Figure 1. COSPAS-SARSAT Systems Overview.

PLBs have saved tens of thousands of lives in conjunction with the COSPAS-SARSAT program. The COSPAS-SARSAT program is a joint program that provides accurate distress alert and location information for rescue personnel. The satellite search and rescue program connects with other devices other than PLBs, however the analysis of alternatives will only concentrate on PLBs. This project will use SysML diagrams to model the ontology and interactions of the COSPAS-SARSAT. Modeling the search and rescue system and the PLBs connected to the system, we will be able to analyze the efficiency of rescue missions.

Project Resources


Title: Design of Sensor and Collision Avoidance system for a UAV in Dynamic Environment
Authors: Niloofar Shadab and Amin Asemani

Abstract: Unmanned autonomous vehicles (UAV) are increasingly being utilized due to their potential of providing improved capabilities while increasing manpower efficiency. Safety certification remains a challenge in UAVs because of the gap between understanding commander/pilot intent and implementation of intent through low-level UAV behaviors. A lack of appropriate verification and validation methods prevents high-level autonomous systems from being widely fielded as brute-force testing methods are unable to discover all possible behaviors exhibited by such systems.
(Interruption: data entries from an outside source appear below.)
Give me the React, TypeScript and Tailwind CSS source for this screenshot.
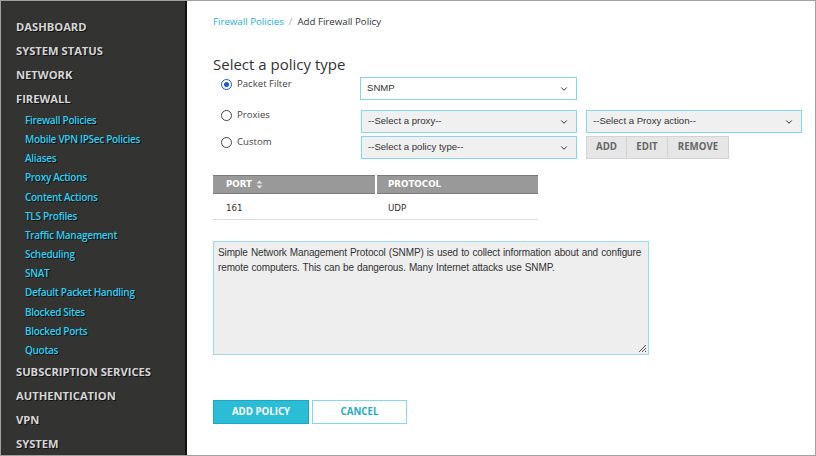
import { ChevronDown } from 'lucide-react';

const sans = { fontFamily: '"Open Sans", "Noto Sans", sans-serif' };
const arial = { fontFamily: '"Liberation Sans", Arial, sans-serif' };

const sections = ['DASHBOARD', 'SYSTEM STATUS', 'NETWORK', 'FIREWALL'];
const firewallItems = [
    'Firewall Policies',
    'Mobile VPN IPSec Policies',
    'Aliases',
    'Proxy Actions',
    'Content Actions',
    'TLS Profiles',
    'Traffic Management',
    'Scheduling',
    'SNAT',
    'Default Packet Handling',
    'Blocked Sites',
    'Blocked Ports',
    'Quotas',
];
const bottomSections = ['SUBSCRIPTION SERVICES', 'AUTHENTICATION', 'VPN', 'SYSTEM'];

function Heading({ label }: { label: string }) {
    return (
        <div className="h-6 leading-6 pl-[15px] text-[11.2px] font-bold text-[#d6d6d6] [text-shadow:1px_1px_0_#111]">
            {label}
        </div>
    );
}

function Select({ text, white, width }: { text: string; white?: boolean; width: string }) {
    return (
        <div
            className={`${width} h-[23px] flex items-center justify-between border border-[#86d6e8] pl-[6px] pr-[7px] text-[9.6px] text-[#333] ${white ? 'bg-white' : 'bg-[#f0f0f0]'}`}
            style={arial}
        >
            <span>{text}</span>
            <ChevronDown size={10} strokeWidth={2.4} className="text-[#333]" />
        </div>
    );
}

function Radio({ checked, label }: { checked?: boolean; label: string }) {
    return (
        <div className="flex items-center gap-[5px] text-[9.6px] text-[#444] leading-[14px]">
            <span
                className={`w-[11px] h-[11px] rounded-full border-[1.5px] flex items-center justify-center ${checked ? 'border-[#1a56d6]' : 'border-[#444]'}`}
            >
                {checked && <span className="w-[5px] h-[5px] rounded-full bg-[#1a56d6]" />}
            </span>
            <span>{label}</span>
        </div>
    );
}

export default function App() {
    return (
        <div className="w-[816px] h-[456px] flex border border-[#a0a0a0] overflow-hidden bg-white" style={sans}>
            {/* 侧边栏 */}
            <div className="w-[186px] shrink-0 bg-[#333332] border-r-2 border-[#111] pt-[14px]">
                {sections.map((s) => (
                    <Heading key={s} label={s} />
                ))}
                <div className="pl-[24px]">
                    {firewallItems.map((item) => (
                        <div key={item} className="h-[19.17px] leading-[19.17px] text-[10px] tracking-[-0.3px] font-semibold text-[#2fd0f2] [text-shadow:1px_1px_0_#111]">
                            {item}
                        </div>
                    ))}
                </div>
                {bottomSections.map((s) => (
                    <Heading key={s} label={s} />
                ))}
            </div>

            {/* 主内容 */}
            <div className="flex-1 pl-[26px] pt-[14px]">
                <div className="text-[9.7px] leading-[14px] flex gap-[5px]">
                    <span className="text-[#27aed0]">Firewall Policies</span>
                    <span className="text-[#aaa]">/</span>
                    <span className="text-[#333]">Add Firewall Policy</span>
                </div>

                <div className="mt-[25px] text-[15px] leading-[20px] text-[#333]">Select a policy type</div>

                <div className="mt-[3px] flex items-start">
                    <div className="w-[147px] pl-[8px]">
                        <Radio checked label="Packet Filter" />
                    </div>
                    <Select text="SNMP" white width="w-[217px]" />
                </div>

                <div className="mt-[10px] flex items-start">
                    <div className="w-[148px] pl-[8px] -mt-[2px]">
                        <Radio label="Proxies" />
                    </div>
                    <Select text="--Select a proxy--" width="w-[216px]" />
                    <div className="ml-[9px]">
                        <Select text="--Select a Proxy action--" width="w-[216px]" />
                    </div>
                </div>

                <div className="mt-[3px] flex items-start">
                    <div className="w-[148px] pl-[8px] -mt-[1px]">
                        <Radio label="Custom" />
                    </div>
                    <Select text="--Select a policy type--" width="w-[216px]" />
                    <div className="ml-[9px] flex h-[23px] text-[9.7px] font-bold text-[#666]">
                        <div className="w-[41px] flex items-center justify-center bg-[#e6e6e6] border border-[#d2d2d2]">ADD</div>
                        <div className="w-[41px] flex items-center justify-center bg-[#e6e6e6] border-y border-r border-[#d2d2d2]">EDIT</div>
                        <div className="w-[61px] flex items-center justify-center bg-[#e6e6e6] border-y border-r border-[#d2d2d2]">REMOVE</div>
                    </div>
                </div>

                {/* 端口表 */}
                <div className="mt-[16px] w-[325px]" style={{ fontFamily: '"DejaVu Sans", Verdana, sans-serif' }}>
                    <div className="flex h-[19px] text-[8.7px] font-bold text-white">
                        <div className="w-[162px] flex items-center gap-[4px] pl-[13px] bg-[#999] border-y border-[#7a7a7a]">
                            <span>PORT</span>
                            <svg width="7" height="9" viewBox="0 0 7 9">
                                <path d="M0.5 3.5 L3.5 0.5 L6.5 3.5 Z M0.5 5.5 L3.5 8.5 L6.5 5.5 Z" fill="#e6e6e6" />
                            </svg>
                        </div>
                        <div className="w-[2px] bg-white" />
                        <div className="flex-1 flex items-center pl-[11px] bg-[#999] border-y border-[#7a7a7a]">PROTOCOL</div>
                    </div>
                    <div className="flex h-[26px] items-center pt-[4px] text-[8.7px] text-[#333] border-b border-[#ddd]">
                        <div className="w-[164px] pl-[13px]">161</div>
                        <div className="pl-[11px]">UDP</div>
                    </div>
                </div>

                {/* 说明 */}
                <div
                    className="relative mt-[21px] w-[436px] h-[114px] border border-[#9cdcea] bg-[#eeeeee] pl-[4px] pr-[2px] pt-[3px] text-[10px] tracking-[-0.13px] [word-spacing:0.5px] leading-[15px] text-[#333] overflow-hidden"
                    style={arial}
                >
                    <div className="whitespace-nowrap">Simple Network Management Protocol (SNMP) is used to collect information about and configure</div>
                    <div>remote computers. This can be dangerous. Many Internet attacks use SNMP.</div>
                    <svg className="absolute right-[1px] bottom-[1px]" width="10" height="10" viewBox="0 0 10 10">
                        <path d="M9 2 L2 9 M9 5 L5 9 M9 8 L8 9" stroke="#555" strokeWidth="1" />
                    </svg>
                </div>

                <div className="mt-[45px] flex gap-[3px] text-[9.7px] font-bold">
                    <div className="w-[96px] h-[24px] flex items-center justify-center bg-[#2bbcd6] border border-[#1ea5c0] text-white">
                        ADD POLICY
                    </div>
                    <div className="w-[95px] h-[24px] flex items-center justify-center bg-white border border-[#86d8ea] text-[#27a9c9]">
                        CANCEL
                    </div>
                </div>
            </div>
        </div>
    );
}
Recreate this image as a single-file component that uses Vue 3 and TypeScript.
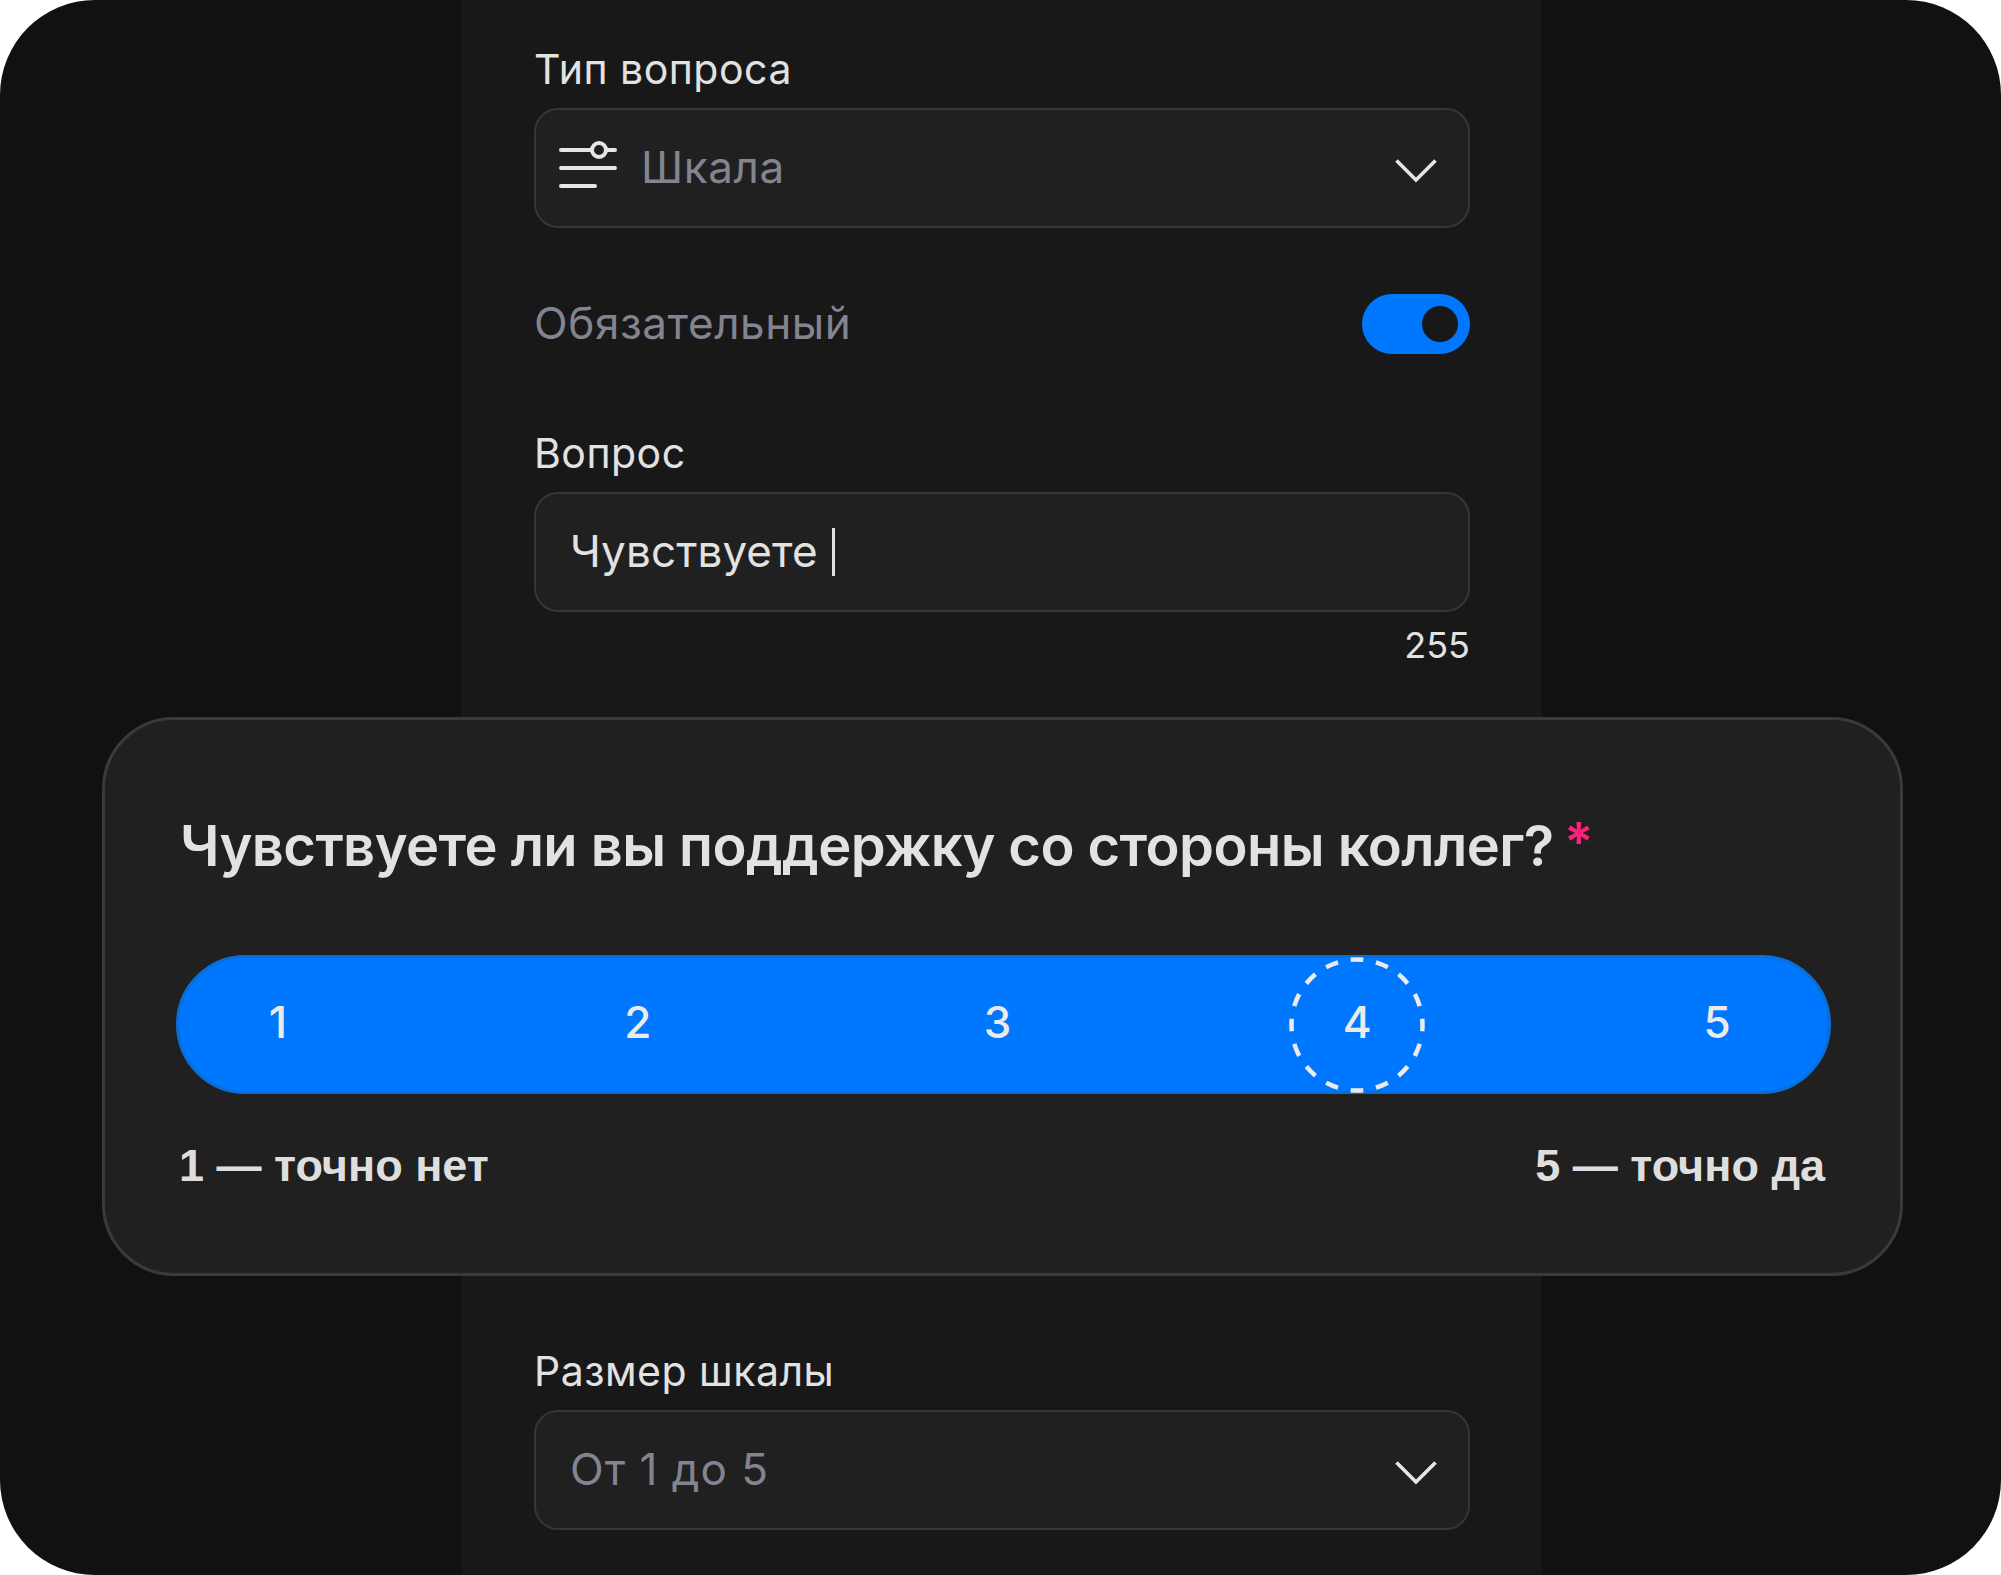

New techniques for standardized and formalized requirements specification and mission planning of UAVs are needed that take into account discrete decision-making and can be integrated with flight simulation software in order to verify the overall system.

A system's approach design of sensor and flight simulators which can meet the safety and reliability requirements still remains as a high concern for collision detection and avoidance problem in a highly dynamic environment consisting of both static and dynamic obstacles. There is a demand for high performance sensors to be used for autonomous motion planning for UAVs.

Figure 2. Flowchart of processing in UAV operations.

The research objective of this project is to develop high-level system design of sensor with collision avoidance system for UAV using model-based system engineering tools.

Project Resources


Title: A Port Ontology for Team Decision Making
Authors: Tom Oeste and Connor Tobias

Abstract: Increasingly complicated design problems demand both increasingly large design teams and better handling of the design process as a whole. While some elementary problems can be solved by a single designer in one iteration, most design problems are too complicated to consider as a whole and thus require decomposition. Additionally, design problems require more resources than a single designer can bring to bear, necessitating the creation of design teams.

Figure 3. Schematic for team decision making.

We will explore the natural extension of the port ontology modeling process from capturing the interactions between components in a design alternative to the interpersonal interactions within a design process. As a team progresses through a design process, the team's structure shifts at distinct stages, and we seek to map out these structural shifts, identifying any interactions that occur through a port ontology. We seek to capture the changes in configuration over the course of a design process with the aim of improving design management and planning. A prototype application will be developed in Java, utilizing the Apache Jena Ontology API, to provide systems engineers with a design process improvement tool.

Project Resources


Title: Smart Light Control System
Authors: Nidhi Kalamkar and Neha Jain

Abstract: With the fast moving technology and busy life, the concept of SMART products has conquered our basic lifestyle. As this concept is catching a lot of eyes and has great market value, a lot of companies are ready to vouch for these smart appliances.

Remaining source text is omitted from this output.